The emulations are up to DotEmu’s usual standards, with options for choosing between remixed and original soundtracks, adding scanlines, removing filtering, changing button sizes and opacity, and changing the aspect ratio. There is also an assortment of Game Center achievements to earn. The touch controls don’t work as well as I’d like, so if you’re using them, you have to be really careful near pits and other such instant death spots. Pulling off some of the more complex moves in the latter two games is a pain, too. Fortunately, there is iCade support, so if you have one, you’ll be all set. The developer is working on iOS7 controller support, but it’s not in there yet.
It’s also worth noting that the touch buttons are bananas on iPad Airs at the moment. By default they’re huge, and trying to change the size makes them super-tiny. I’m sure this bug will be fixed soon enough, but iPad Air owners should be aware of it. It’s also extremely resource-intensive, so if you’re playing on an older device, you’re going to want to close off pretty much everything else running on your device to avoid crashes, sound problems, and slowdown.
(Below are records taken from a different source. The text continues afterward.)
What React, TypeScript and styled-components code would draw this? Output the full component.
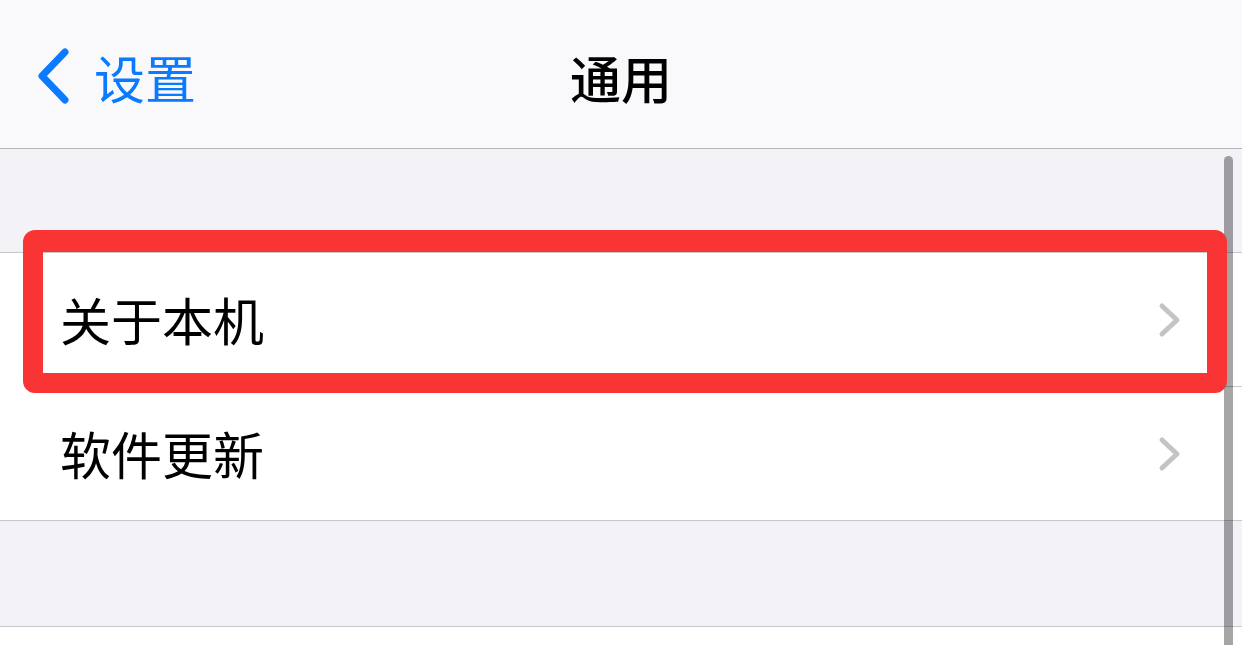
import React from "react";
import styled, { createGlobalStyle } from "styled-components";

const GlobalStyle = createGlobalStyle`
  html, body {
    margin: 0;
    padding: 0;
    background: #f2f2f7;
    font-family: "Noto Sans CJK SC", "Noto Sans", sans-serif;
    overflow: hidden;
  }
`;

const Screen = styled.div`
  position: relative;
  width: 1242px;
  height: 645px;
  overflow: hidden;
  background: #f2f2f7;
`;

const NavBar = styled.header`
  position: relative;
  height: 148px;
  background: #f9f9fb;
  border-bottom: 1px solid #b3b3b6;
  display: flex;
  align-items: center;
  justify-content: center;
  box-sizing: content-box;
`;

const BackButton = styled.div`
  position: absolute;
  left: 36px;
  top: 0;
  bottom: 0;
  display: flex;
  align-items: center;
  gap: 22px;
  color: #0a7aff;
  font-size: 51px;
  padding-top: 6px;
`;

const Title = styled.h1`
  margin: 0;
  font-size: 51px;
  font-weight: 500;
  color: #000;
  padding-top: 6px;
`;

const Spacer = styled.div<{ $h: number }>`
  height: ${(p) => p.$h}px;
`;

const Group = styled.section`
  background: #fff;
  border-top: 1px solid #c8c7cc;
  border-bottom: 1px solid #c8c7cc;
`;

const Row = styled.div<{ $divider?: boolean }>`
  position: relative;
  height: 133px;
  display: flex;
  align-items: center;
  padding-left: 60px;
  padding-right: 58px;
  box-sizing: border-box;
  ${(p) =>
    p.$divider
      ? `&::after {
    content: "";
    position: absolute;
    left: 60px;
    right: 0;
    bottom: -1px;
    height: 1px;
    background: #c8c7cc;
  }
  margin-bottom: 1px;`
      : ""}
`;

const Label = styled.span`
  flex: 1;
  font-size: 51px;
  color: #000;
  padding-bottom: 2px;
`;

const Highlight = styled.div`
  position: absolute;
  left: 23px;
  right: 15px;
  top: -23px;
  bottom: -7px;
  border: 20px solid #f83434;
  border-top-width: 22px;
  border-radius: 12px;
  z-index: 3;
  pointer-events: none;
`;

const LowerGroup = styled.div`
  background: #fff;
  border-top: 1px solid #c8c7cc;
  height: 40px;
`;

const ScrollBar = styled.div`
  position: absolute;
  left: 1224px;
  top: 156px;
  width: 9px;
  height: 520px;
  border-radius: 5px;
  background: rgba(0, 0, 0, 0.35);
  z-index: 2;
`;

const BackChevron = () => (
  <svg width="36" height="60" viewBox="0 0 36 60">
    <path
      d="M29 5 L6 29 L29 53"
      fill="none"
      stroke="#0a7aff"
      strokeWidth="7"
      strokeLinecap="round"
      strokeLinejoin="round"
    />
  </svg>
);

const Disclosure = () => (
  <svg width="26" height="36" viewBox="0 0 26 36">
    <path
      d="M4 4 L19 18 L4 32"
      fill="none"
      stroke="#c4c4c7"
      strokeWidth="5"
      strokeLinecap="round"
      strokeLinejoin="round"
    />
  </svg>
);

export default function App() {
  return (
    <>
      <GlobalStyle />
      <Screen>
        <NavBar>
          <BackButton>
            <BackChevron />
            <span>设置</span>
          </BackButton>
          <Title>通用</Title>
        </NavBar>
        <Spacer $h={103} />
        <Group>
          <Row $divider>
            <Label>关于本机</Label>
            <Disclosure />
            <Highlight />
          </Row>
          <Row>
            <Label>软件更新</Label>
            <Disclosure />
          </Row>
        </Group>
        <Spacer $h={105} />
        <LowerGroup />
        <ScrollBar />
      </Screen>
    </>
  );
}
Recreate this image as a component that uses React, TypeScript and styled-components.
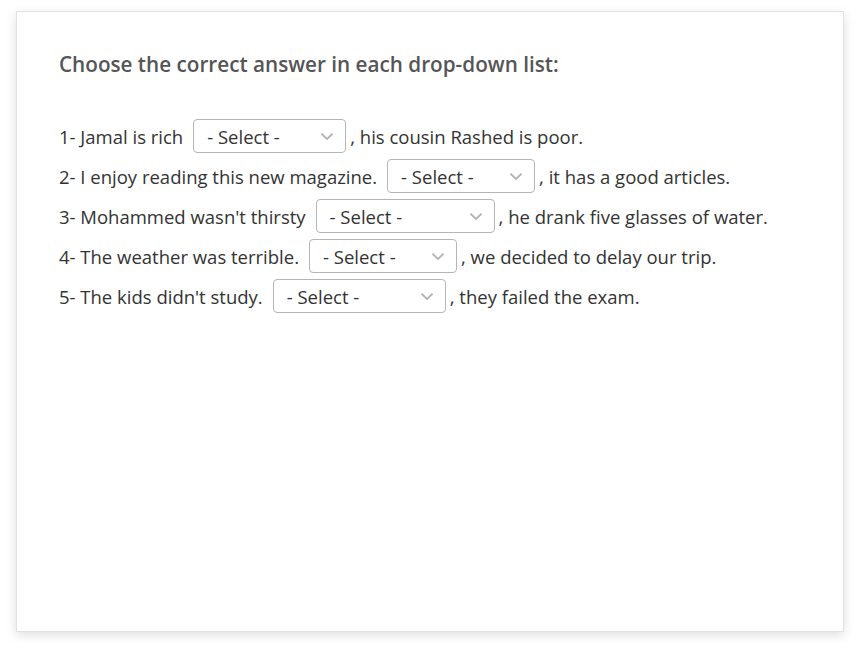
import React from "react";
import styled, { createGlobalStyle } from "styled-components";

const Global = createGlobalStyle`
  html, body { margin: 0; padding: 0; background: #ffffff; }
  body { font-family: "Open Sans", "Liberation Sans", sans-serif; }
`;

const Page = styled.div`
  padding: 11px 17px 22px 16px;
`;

const Card = styled.div`
  box-sizing: border-box;
  width: 828px;
  height: 621px;
  background: #fff;
  border: 1px solid #e2e2e2;
  box-shadow: 0 3px 10px rgba(0, 0, 0, 0.13);
  padding: 38px 42px;
`;

const Title = styled.h2`
  margin: 0 0 41px 0;
  font-size: 20.7px;
  font-weight: 600;
  color: #555;
  line-height: 28px;
`;

const Rows = styled.div`
  display: flex;
  flex-direction: column;
  gap: 6px;
`;

const Row = styled.div`
  display: flex;
  align-items: center;
  height: 34px;
  font-size: 18.5px;
  color: #333;
  white-space: pre;
`;

const SelectBox = styled.div<{ $w: number }>`
  box-sizing: border-box;
  width: ${(p) => p.$w}px;
  height: 34px;
  margin: 0 4px 0 10px;
  border: 1px solid #b5b5b5;
  border-radius: 4px;
  display: flex;
  align-items: center;
  justify-content: space-between;
  padding: 0 11px 0 13px;
  color: #333;
  font-size: 18.5px;
`;

const Chevron = () => (
  <svg width="14" height="9" viewBox="0 0 14 9" fill="none">
    <path d="M1.5 1.8 L7 7 L12.5 1.8" stroke="#b5b5b5" strokeWidth="1.9" />
  </svg>
);

const rows = [
  { pre: "1- Jamal is rich", post: ", his cousin Rashed is poor.", w: 153 },
  { pre: "2- I enjoy reading this new magazine.", post: ", it has a good articles.", w: 148 },
  { pre: "3- Mohammed wasn't thirsty", post: ", he drank five glasses of water.", w: 179 },
  { pre: "4- The weather was terrible.", post: ", we decided to delay our trip.", w: 148 },
  { pre: "5- The kids didn't study.", post: ", they failed the exam.", w: 173 },
];

export default function App() {
  return (
    <>
      <Global />
      <Page>
        <Card>
          <Title>Choose the correct answer in each drop-down list:</Title>
          <Rows>
            {rows.map((r, i) => (
              <Row key={i}>
                <span>{r.pre}</span>
                <SelectBox $w={r.w}>
                  <span>- Select -</span>
                  <Chevron />
                </SelectBox>
                <span>{r.post}</span>
              </Row>
            ))}
          </Rows>
        </Card>
      </Page>
    </>
  );
}
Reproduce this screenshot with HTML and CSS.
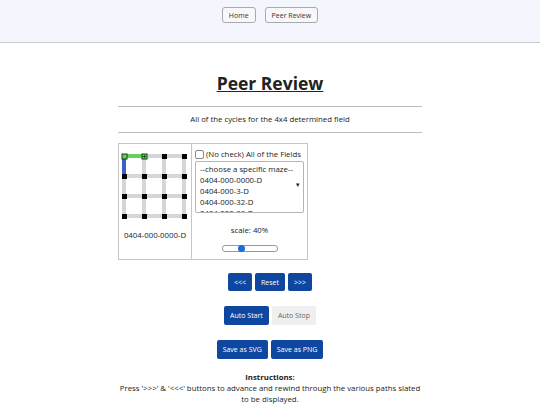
FILE: index.html
```html
<!DOCTYPE html>
<html>
<head>
  <title>Peer Review</title>
  <link rel="stylesheet" href="styles.css">
</head>
<body>
  <div class="topbar">
    <button class="navbtn">Home</button>
    <button class="navbtn">Peer Review</button>
  </div>

  <div class="page">
    <h1>Peer Review</h1>
    <hr>
    <p class="sub">All of the cycles for the 4x4 determined field</p>
    <hr>

    <table class="viewer">
      <tr>
        <td class="maze-cell">
          <svg class="maze" width="68" height="68" viewBox="0 0 68 68">
            <!-- grid lines -->
            <g stroke="#d6d6d6" stroke-width="4">
              <line x1="4" y1="4" x2="64" y2="4"/>
              <line x1="4" y1="24" x2="64" y2="24"/>
              <line x1="4" y1="44" x2="64" y2="44"/>
              <line x1="4" y1="64" x2="64" y2="64"/>
              <line x1="4" y1="4" x2="4" y2="64"/>
              <line x1="24" y1="4" x2="24" y2="64"/>
              <line x1="44" y1="4" x2="44" y2="64"/>
              <line x1="64" y1="4" x2="64" y2="64"/>
            </g>
            <!-- path -->
            <line x1="4" y1="4" x2="24" y2="4" stroke="#5fd35a" stroke-width="4"/>
            <line x1="4" y1="4" x2="4" y2="24" stroke="#3f5fc8" stroke-width="4"/>
            <g fill="#000">
              <rect x="42" y="2" width="5" height="5"/>
              <rect x="62" y="2" width="5" height="5"/>
              <rect x="2" y="22" width="5" height="5"/>
              <rect x="22" y="22" width="5" height="5"/>
              <rect x="42" y="22" width="5" height="5"/>
              <rect x="62" y="22" width="5" height="5"/>
              <rect x="2" y="42" width="5" height="5"/>
              <rect x="22" y="42" width="5" height="5"/>
              <rect x="42" y="42" width="5" height="5"/>
              <rect x="62" y="42" width="5" height="5"/>
              <rect x="2" y="62" width="5" height="5"/>
              <rect x="22" y="62" width="5" height="5"/>
              <rect x="42" y="62" width="5" height="5"/>
              <rect x="62" y="62" width="5" height="5"/>
            </g>
            <rect x="2" y="2" width="5" height="5" fill="#5fd35a" stroke="#1a3a1a" stroke-width="1"/>
            <rect x="22" y="2" width="5" height="5" fill="#5fd35a" stroke="#1a3a1a" stroke-width="1"/>
            <path d="M24.5 3v3M23 4.5h3" stroke="#1a3a1a" stroke-width="0.8"/>
          </svg>
          <div class="maze-name">0404-000-0000-D</div>
        </td>
        <td class="ctrl-cell">
          <label class="check"><span class="box"></span>(No check) All of the Fields</label>
          <div class="picker">
            <div class="opts">
              <div>--choose a specific maze--</div>
              <div>0404-000-0000-D</div>
              <div>0404-000-3-D</div>
              <div>0404-000-32-D</div>
              <div>0404-000-33-D</div>
            </div>
            <span class="arrow">&#9662;</span>
          </div>
          <div class="scale">scale: 40%</div>
          <div class="slider"><span class="thumb"></span></div>
        </td>
      </tr>
    </table>

    <div class="row first">
      <button class="btn">&lt;&lt;&lt;</button>
      <button class="btn">Reset</button>
      <button class="btn">&gt;&gt;&gt;</button>
    </div>
    <div class="row">
      <button class="btn big">Auto Start</button>
      <button class="btn big off">Auto Stop</button>
    </div>
    <div class="row">
      <button class="btn big">Save as SVG</button>
      <button class="btn big">Save as PNG</button>
    </div>

    <div class="instructions">
      <b>Instructions:</b><br>
      Press '&gt;&gt;&gt;' &amp; '&lt;&lt;&lt;' buttons to advance and rewind through the various paths slated to be displayed.
    </div>
  </div>
</body>
</html>
```

FILE: styles.css
```css
body {
  margin: 0;
  font-family: 'Open Sans', 'Noto Sans', sans-serif;
  color: #222;
  background: #fff;
  font-size: 7.8px;
}

.topbar {
  background: #f4f6fd;
  height: 43px;
  border-bottom: 1px solid #c9c9d4;
  display: flex;
  justify-content: center;
  align-items: flex-start;
  gap: 9px;
  padding-top: 7px;
  box-sizing: border-box;
}

.navbtn {
  font-family: 'Open Sans', sans-serif;
  font-size: 7px;
  color: #333;
  background: #f8f8fb;
  border: 1px solid #a9a9b4;
  border-radius: 3px;
  height: 16px;
  padding: 0 6px;
}

.page {
  width: 304px;
  margin: 0 auto;
  text-align: center;
}

h1 {
  font-size: 17.5px;
  font-weight: bold;
  text-decoration: underline;
  margin: 26px 0 0;
  line-height: 28px;
  color: #222;
}

hr {
  border: none;
  border-top: 1px solid #bdbdbd;
  margin: 0;
}

.page > hr:first-of-type {
  margin-top: 9px;
}

.sub {
  margin: 0;
  line-height: 25px;
}

.viewer {
  border-collapse: collapse;
  margin-top: 10px;
}

.viewer td {
  border: 1px solid #c6c6c6;
  vertical-align: top;
  padding: 0;
}

.maze-cell {
  width: 72px;
  height: 115px;
}

.maze {
  display: block;
  margin: 8px 0 0 1px;
}

.maze-name {
  margin-top: 10px;
}

.ctrl-cell {
  width: 109px;
  padding: 4px 3px 0 !important;
  text-align: left;
}

.check {
  display: flex;
  align-items: center;
  gap: 2px;
  line-height: 12px;
  white-space: nowrap;
}

.box {
  width: 7px;
  height: 7px;
  border: 1px solid #888;
  border-radius: 2px;
  background: #fff;
}

.picker {
  position: relative;
  border: 1px solid #b5b5b5;
  border-radius: 2px;
  height: 50px;
  overflow: hidden;
  margin-top: 1px;
}

.opts {
  padding: 2px 4px;
  line-height: 11px;
}

.arrow {
  position: absolute;
  right: 3px;
  top: 18px;
  font-size: 7px;
}

.scale {
  text-align: center;
  margin-top: 11px;
  line-height: 12px;
}

.slider {
  position: relative;
  width: 54px;
  height: 5px;
  border: 1px solid #999;
  border-radius: 3px;
  margin: 9px 0 0 27px;
  background: #fff;
}

.thumb {
  position: absolute;
  left: 15px;
  top: -1px;
  width: 7px;
  height: 7px;
  border-radius: 50%;
  background: #1a6fe0;
}

.row {
  display: flex;
  justify-content: center;
  gap: 3px;
  margin-top: 15px;
}

.row.first {
  margin-top: 13px;
}

.btn {
  font-family: 'Open Sans', sans-serif;
  font-size: 7px;
  color: #fff;
  background: #0f47a0;
  border: none;
  border-radius: 2px;
  height: 18px;
  padding: 0 6px;
}

.btn.big {
  height: 19px;
}

.btn.off {
  background: #efefef;
  color: #666;
}

.instructions {
  margin-top: 13px;
  line-height: 11px;
}
```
Double Dragon Trilogy has some serious problems. A lot of those are inherent to the games themselves, and I’m going to be honest and say I’d rather have a NES trilogy than an arcade trilogy for this series. Add in touch control problems and the consequences of the odd choice to cut coin-slot operations, and you end up with a flawed collection of a set of games that already had plenty of issues to go around. If you have an iCade, I think this set is definitely worth it for the first two games alone, but otherwise, this one’s really just for diehard Double Dragon fans. Everyone else should just celebrate by playing one of the hundreds of beat-em-up games on the App Store that only exist because Double Dragon blazed a trail more than 25 years ago.